# PROBLEM
Look through the lines below and extract any with the word "React".

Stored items
——

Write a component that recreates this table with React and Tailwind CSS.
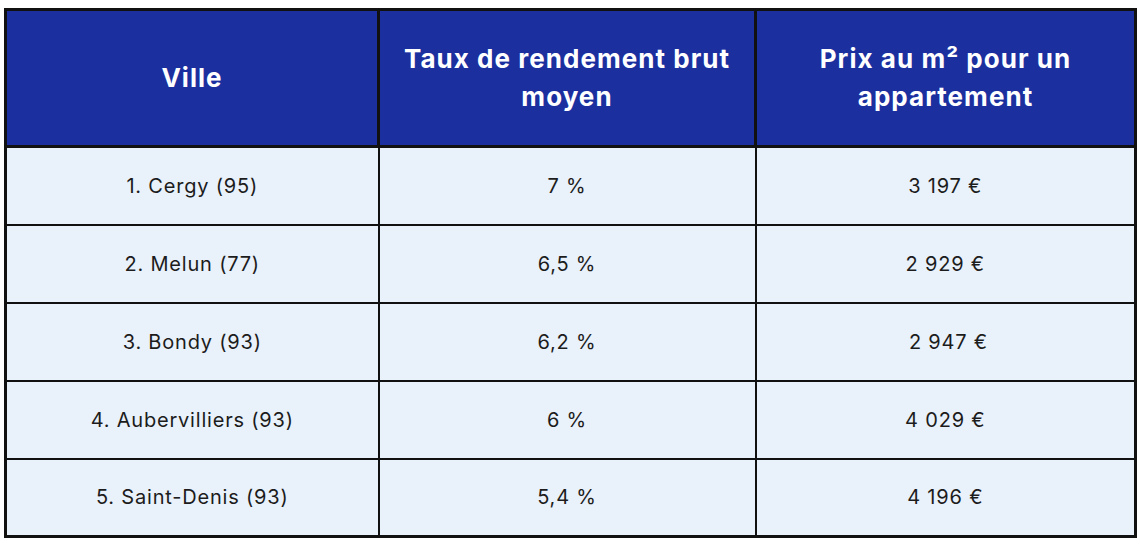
import React from "react";

const rows = [
  ["1. Cergy (95)", "7 %", "3 197 €"],
  ["2. Melun (77)", "6,5 %", "2 929 €"],
  ["3. Bondy (93)", "6,2 %", "\u00a02 947 €"],
  ["4. Aubervilliers (93)", "6 %", "4 029 €"],
  ["5. Saint-Denis (93)", "5,4 %", "4 196 €"],
];

export default function App() {
  return (
    <div className="w-[1140px] h-[546px] bg-white pl-[4px] pt-[8px] font-['Inter','Liberation_Sans',sans-serif]">
      <table className="w-[1130px] border-collapse border-[3px] border-[#111] table-fixed">
        <colgroup>
          <col className="w-[373px]" />
          <col className="w-[377px]" />
          <col className="w-[380px]" />
        </colgroup>
        <thead>
          <tr className="h-[137px] bg-[#1b2f9f] text-white">
            <th className="border-[3px] border-[#111] text-[26px] font-bold tracking-[0.04em] leading-[38px] px-4">
              Ville
            </th>
            <th className="border-[3px] border-[#111] text-[26px] font-bold tracking-[0.04em] leading-[38px] px-4">
              Taux de rendement brut moyen
            </th>
            <th className="border-[3px] border-[#111] text-[26px] font-bold tracking-[0.04em] leading-[38px] px-12">
              Prix au m² pour un appartement
            </th>
          </tr>
        </thead>
        <tbody>
          {rows.map((r) => (
            <tr key={r[0]} className="h-[78px] bg-[#e9f1fa] text-[#1c1c1c] text-[20px] tracking-[0.04em]">
              {r.map((c, i) => (
                <td key={i} className="border-2 border-[#111] text-center">
                  {c}
                </td>
              ))}
            </tr>
          ))}
        </tbody>
      </table>
    </div>
  );
}
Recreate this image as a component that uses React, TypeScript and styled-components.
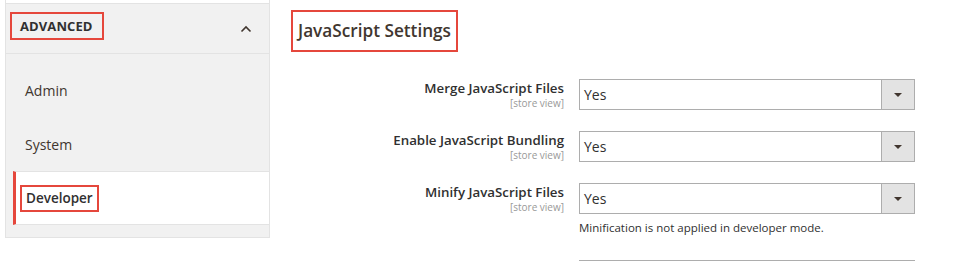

——

# WRITTEN REPLY
Write a component that recreates this table with React and Tailwind CSS.
import React from "react";
Recreate this image as a component that uses React, TypeScript and styled-components.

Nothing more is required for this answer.